В любом случае эта политика была бы, как сейчас по-идиотски говорят, более лучшей. Она не предусматривала шоковую терапию.

Развал Союза, как и КПСС, тоже назрел и был неизбежен?

Союз, конечно, можно было сохранить, но немного в другой форме. Сохранив название и все достижения СССР. Что касается партии, то я отвечу исходя из марксистской теории: перемены были неизбежны. Если бы мы дожили до декабря 1991 года, когда должен был состояться очередной съезд, то партия мирно и органично разделилась бы на две или, скорее, на три партии, а может, и на четыре.

Вы сказали, что Союз можно было сохранить. Но если бы это произошло, не получилось бы пародии на социализм, как в Северной Корее?

В Корее я был в 92-м году. И у меня противоречивое мнение: с одной стороны, азиатский способ управления вполне национален, и с этим надо считаться. С другой стороны, это вечно продолжаться не может. Насчет национальной специфики: помню, был в Англии в гостях у турецкой компартии (в эмиграции) в 1994 году. Турки организовали мне встречу с лидером одной из английских компартий. Этот англичанин, рассуждая о Северной Корее, сказал, что говорить «единственный великий полководец» — варварство, на что я ответил, что нужно учитывать национальную специфику. К примеру, как здороваются китайцы: они говорят: «Десять тысяч лет жизни», — что явное преувеличение. Англичане тоже здороваются: «Long live». А самые скромные мы в Советском Союзе, потому что просто желаем здравствовать. И англичанин жутко обиделся.

Так все-таки: если бы Советский Союз был сохранен, не было бы это как Северная Корея?

Нет. Не было сил, которые были на это настроены. Не исключено, что мы бы имели какой-то вариант Китая.

Расскажите о вашей оценке ГКЧП, что это было: провокация или неудачная попытка изменить строй?

Это неудачная попытка, она отразила слабость мышц той КПСС. Все помнят дрожащие руки Янаева. Да и главное не это, а руки того, кто дал приказ ввести танки в Москву 19 августа. Потому что если ввели танки (я говорю чисто технологически, без политической оценки результатов), то обеспечьте их применение. Когда танки стоят на центральных площадях и ничего не делают, а вокруг каждого танка, естественно, группы протестующих, — это деморализация.

Но еще больше деморализовали действия Горбачева, который сквозь пальцы смотрел на все шаги Ельцина, например, к независимости России от центра, от Москвы. Горбачев остановил импичмент Ельцина. ГКЧП, конечно, критическая точка, когда все вырвалось наружу. Но смотрите, в июле, за месяц до ГКЧП, Ельцин подписал указ о ликвидации всех партийных ячеек на предприятиях. Горбачев это пропустил, как все остальные деструктивные действия Ельцина. Когда же Горбачеву на июльском партийном пленуме стали предлагать немедленно принять меры, он сказал: «Ну мы это обсудим, подумаем». И уехал отдыхать в Форос. Я думаю, что это было последней каплей…

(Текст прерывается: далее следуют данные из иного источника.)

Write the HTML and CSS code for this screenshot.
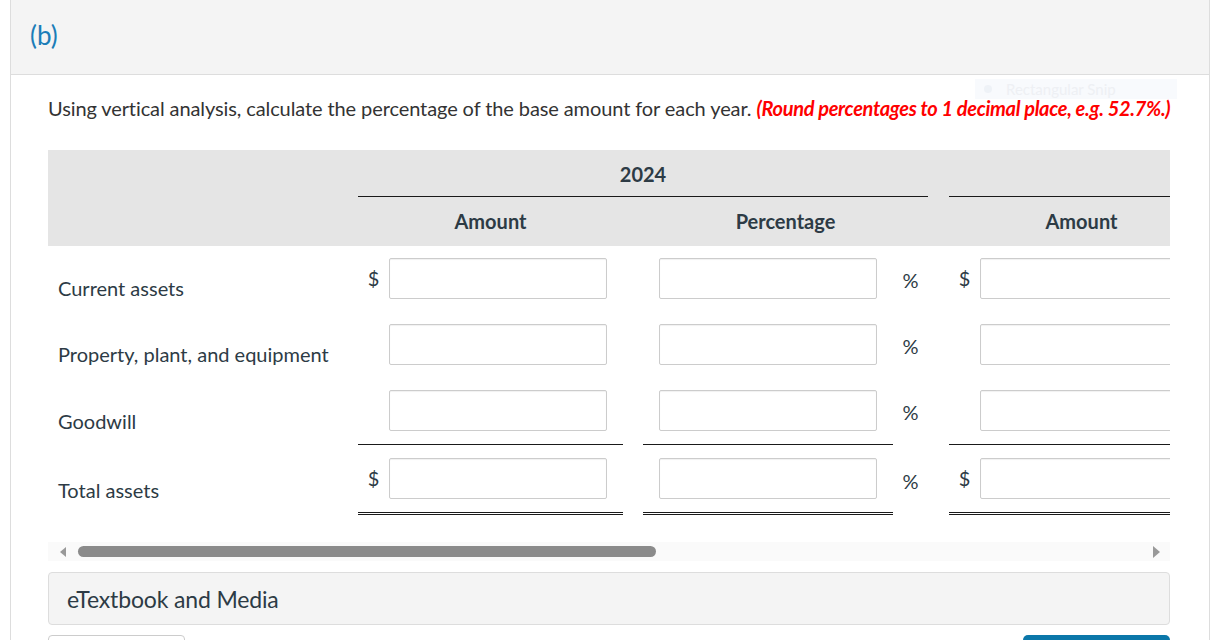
FILE: index.html
```html
<!DOCTYPE html>
<html>
<head>
<meta charset="utf-8">
<link rel="stylesheet" href="styles.css">
</head>
<body>
<div class="card">
  <div class="card-head"><span class="part">(b)</span></div>
  <div class="card-body">
    <div class="snip"><span class="snip-dot"></span><span class="snip-text">Rectangular Snip</span></div>
    <p class="prompt">Using vertical analysis, calculate the percentage of the base amount for each year. <span class="hint">(Round percentages to 1 decimal place, e.g. 52.7%.)</span></p>

    <div class="scroller">
      <div class="inner">
        <div class="thead grid">
          <div class="h-label"></div>
          <div class="h-year y1">2024</div>
          <div class="h-year y2"></div>
          <div class="h-sub c2">Amount</div>
          <div class="h-sub c4">Percentage</div>
          <div class="h-sub c7">Amount</div>
          <div class="h-sub c9"></div>
        </div>

        <div class="tbody grid">
          <!-- row 1 -->
          <div class="lbl">Current assets</div>
          <div class="amt"><span class="sym">$</span><span class="inp"></span></div>
          <div class="gap"></div>
          <div class="pct"><span class="inp"></span></div>
          <div class="psym">%</div>
          <div class="gap"></div>
          <div class="amt"><span class="sym">$</span><span class="inp"></span></div>
          <div class="gap"></div>
          <div class="pct"><span class="inp"></span></div>
          <div class="psym"></div>

          <!-- row 2 -->
          <div class="lbl">Property, plant, and equipment</div>
          <div class="amt"><span class="sym"></span><span class="inp"></span></div>
          <div class="gap"></div>
          <div class="pct"><span class="inp"></span></div>
          <div class="psym">%</div>
          <div class="gap"></div>
          <div class="amt"><span class="sym"></span><span class="inp"></span></div>
          <div class="gap"></div>
          <div class="pct"><span class="inp"></span></div>
          <div class="psym"></div>

          <!-- row 3 -->
          <div class="lbl">Goodwill</div>
          <div class="amt line"><span class="sym"></span><span class="inp"></span></div>
          <div class="gap"></div>
          <div class="pct line"><span class="inp"></span></div>
          <div class="psym">%</div>
          <div class="gap"></div>
          <div class="amt line"><span class="sym"></span><span class="inp"></span></div>
          <div class="gap"></div>
          <div class="pct line"><span class="inp"></span></div>
          <div class="psym"></div>

          <!-- row 4 -->
          <div class="lbl total">Total assets</div>
          <div class="amt dbl"><span class="sym">$</span><span class="inp"></span></div>
          <div class="gap"></div>
          <div class="pct dbl"><span class="inp"></span></div>
          <div class="psym">%</div>
          <div class="gap"></div>
          <div class="amt dbl"><span class="sym">$</span><span class="inp"></span></div>
          <div class="gap"></div>
          <div class="pct dbl"><span class="inp"></span></div>
          <div class="psym"></div>
        </div>
      </div>
    </div>

    <div class="sbar">
      <span class="arr-l"></span>
      <span class="thumb"></span>
      <span class="arr-r"></span>
    </div>

    <div class="media">eTextbook and Media</div>

    <div class="actions">
      <span class="btn-light"></span>
      <span class="btn-blue"></span>
    </div>
  </div>
</div>
</body>
</html>
```

FILE: styles.css
```css
* { box-sizing: border-box; }
html, body { margin: 0; padding: 0; background: #fff; }
body {
  font-family: Lato, "Open Sans", "Liberation Sans", sans-serif;
  color: #333;
  width: 1216px;
  height: 640px;
  overflow: hidden;
}
.card {
  margin-left: 10px;
  width: 1200px;
  height: 640px;
  overflow: hidden;
  border-left: 1px solid #ddd;
  border-right: 1px solid #ddd;
}
.card-head {
  height: 75px;
  background: #f4f4f4;
  border-bottom: 1px solid #ddd;
  padding: 18px 0 0 19px;
}
.part {
  font-size: 26px;
  line-height: 34px;
  color: #1b7db8;
}
.card-body {
  position: relative;
  padding: 20px 38px 0 37px;
}
.snip {
  position: absolute;
  left: 964px;
  top: 4px;
  width: 202px;
  height: 20px;
  background: #f8fafd;
  display: flex;
  align-items: center;
}
.snip-dot {
  width: 8px; height: 8px; border-radius: 50%;
  background: #eef2f7;
  margin: 0 14px 0 9px;
}
.snip-text {
  font-size: 15px;
  line-height: 14px;
  color: #eef0f4;
}
.prompt {
  margin: 0;
  font-size: 20px;
  line-height: 26px;
  color: #333;
  letter-spacing: -0.1px;
  white-space: nowrap;
}
.hint {
  color: #f00;
  font-weight: bold;
  font-style: italic;
  letter-spacing: -0.32px;
}
.scroller {
  margin-top: 29px;
  width: 1122px;
  overflow: hidden;
}
.inner { width: 1471px; }
.grid {
  display: grid;
  grid-template-columns: 310px 265px 20px 250px 35px 21px 265px 20px 250px 35px;
}
.thead {
  background: #e5e5e5;
  grid-template-rows: 47px 49px;
  color: #2d3b45;
  font-weight: bold;
  font-size: 20px;
}
.h-label { grid-column: 1; grid-row: 1 / 3; }
.h-year {
  grid-row: 1;
  border-bottom: 1px solid #1a1a1a;
  display: flex;
  align-items: center;
  justify-content: center;
  padding-top: 1px;
}
.y1 { grid-column: 2 / 6; }
.y2 { grid-column: 7 / 11; }
.h-sub {
  grid-row: 2;
  display: flex;
  align-items: center;
  justify-content: center;
  padding-bottom: 2px;
}
.c2 { grid-column: 2; }
.c4 { grid-column: 4 / 6; }
.c7 { grid-column: 7; }
.c9 { grid-column: 9 / 11; }

.tbody { font-size: 20px; }
.lbl {
  align-self: end;
  padding: 0 0 13px 10px;
  line-height: 22px;
  color: #2d3b45;
}
.lbl.total { padding-bottom: 14px; }
.amt, .pct {
  display: flex;
  align-items: center;
  padding: 12px 0 13px;
}
.amt { padding-right: 16px; }
.pct { padding-left: 16px; padding-right: 16px; }
.sym {
  width: 31px;
  text-align: center;
  color: #2d3b45;
  margin-top: -2px;
}
.psym {
  display: flex;
  align-items: center;
  justify-content: center;
  color: #2d3b45;
  padding-top: 1px;
}
.inp {
  display: block;
  width: 218px;
  height: 41px;
  border: 1px solid #ccc;
  border-radius: 2px;
  background: #fff;
  box-shadow: inset 0 1px 1px rgba(0,0,0,0.06);
}
.line { border-bottom: 1px solid #1a1a1a; }
.dbl { border-bottom: 3px double #1a1a1a; padding-top: 13px; }

.sbar {
  margin-top: 27px;
  width: 1122px;
  height: 19px;
  background: #fafafa;
  position: relative;
}
.arr-l {
  position: absolute;
  left: 12px; top: 5px;
  width: 0; height: 0;
  border-top: 5px solid transparent;
  border-bottom: 5px solid transparent;
  border-right: 6px solid #999;
}
.thumb {
  position: absolute;
  left: 30px; top: 4px;
  width: 578px; height: 11px;
  border-radius: 6px;
  background: #8b8b8b;
}
.arr-r {
  position: absolute;
  left: 1105px; top: 4px;
  width: 0; height: 0;
  border-top: 6px solid transparent;
  border-bottom: 6px solid transparent;
  border-left: 7px solid #999;
}
.media {
  margin-top: 11px;
  width: 1122px;
  height: 53px;
  background: #f4f4f4;
  border: 1px solid #ddd;
  border-radius: 4px;
  padding: 0 0 0 18px;
  display: flex;
  align-items: center;
  font-size: 23px;
  letter-spacing: -0.15px;
  color: #2d3b45;
}
.actions {
  margin-top: 10px;
  width: 1122px;
  display: flex;
  justify-content: space-between;
}
.btn-light {
  width: 137px; height: 40px;
  border: 1px solid #ccc;
  border-radius: 4px;
  background: #fff;
}
.btn-blue {
  width: 147px; height: 40px;
  border-radius: 5px;
  background: #0b77a9;
}
```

Вы лично поддержали ГКЧП или нет?

Поддержал. Арестован не был.

Возможна ли была консервация режима, если бы выступление ГКЧП завершилось успехом?

Невозможна. В ГКЧП не было даже намека на возврат к авторитарной или диктаторской системе. Если внимательно изучить текст декларации ГКЧП от 19 августа, то все становится понятно — ни о какой авторитарной власти речи не шло.

Мало кто готов был защищать КПСС тогда, или я ошибаюсь?

В различного рода коммунистических партиях, которые образовались практически сразу после ГКЧП, включая КПРФ, кстати, в общей массе было более миллиона человек. Это немало. А митинги коммунистов на Манежной собирали столько же людей, сколько демократы. Это одна из причин, почему не стали развивать дальше историю с запретом КПСС.

После провала ГКЧП Ельцин запретил КПСС, а через год состоялся суд над партией, в Верховном суде прошло 35 заседаний, со стороны обвинения были бывшие члены партии. Но процесс закончился ничем. Как вы думаете, почему новые власти не решились на люстрацию?

Как это ничем? Я присутствовал на этих заседаниях, был среди свидетелей, но до меня дело не дошло. Суд принял половинчатое решение: он разрешил создавать организации КПСС снизу, но не разрешил восстанавливать партийную структуру. Люстрация в России? На это было бы забавно посмотреть, особенно на тех, кто бы ее стал проводить, ведь все были в партии. Представляете Ельцина, руководящего чисткой коммунистов. Или наоборот, даже настоящих демократов, академиков Сахарова или Лихачева, которые бы стали проводить чистки. В Восточной Европе ее проводили позже, и то только потому что к власти пришли откровенно антикоммунистические силы.